By John Arenas | December 23, 2013

Is Workplace Flexibility a More Female Characteristic?

Workplace attributes traditionally associated with male leadership styles are falling in favor.


From Why Women Still Can’t Have it All to Lean In, gender-politics in the workplace have been a never-ending debate this year (and the last 160 some-odd years). While motherhood is not the only reason people need workplace flexibility, it is a chief example of how the now defunct workplace needs re-structuring.
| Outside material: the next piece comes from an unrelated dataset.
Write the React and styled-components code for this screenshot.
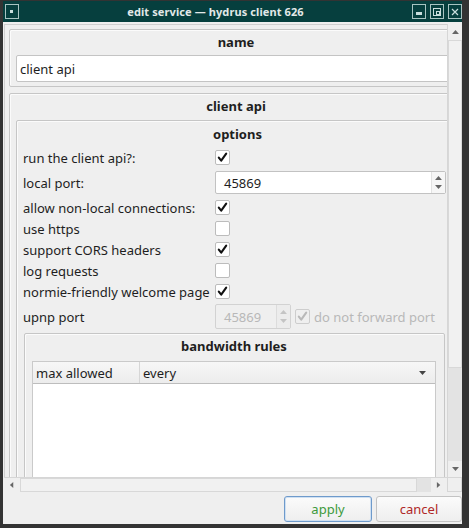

But it seems that things are looking up.

TheNational.ae recently reported a study led by John Gerzema, author of The Athena Doctrine: How Women (And the Men Who Think Like Them) Will Rule the Future. He polled some 64,000 people across 13 countries on their level of satisfaction with the patriarchal structure of the society and workplace:

A full 57 per cent of people were dissatisfied with the conduct of men in their country, including a staggering 79 per cent of Japanese and South Koreans, and 66 per cent of those in the UK and US. Among millennials, nearly 80 per cent were dissatisfied.

 If this means a shift from the traditionally male characteristics—which The National named as strength, decisiveness, resilience—in favor of a more expressive and flexible work structure, we suspect corporations could begin to look more like us. A more communal, matriarchal workplace could sustain a new wave of innovative ideas.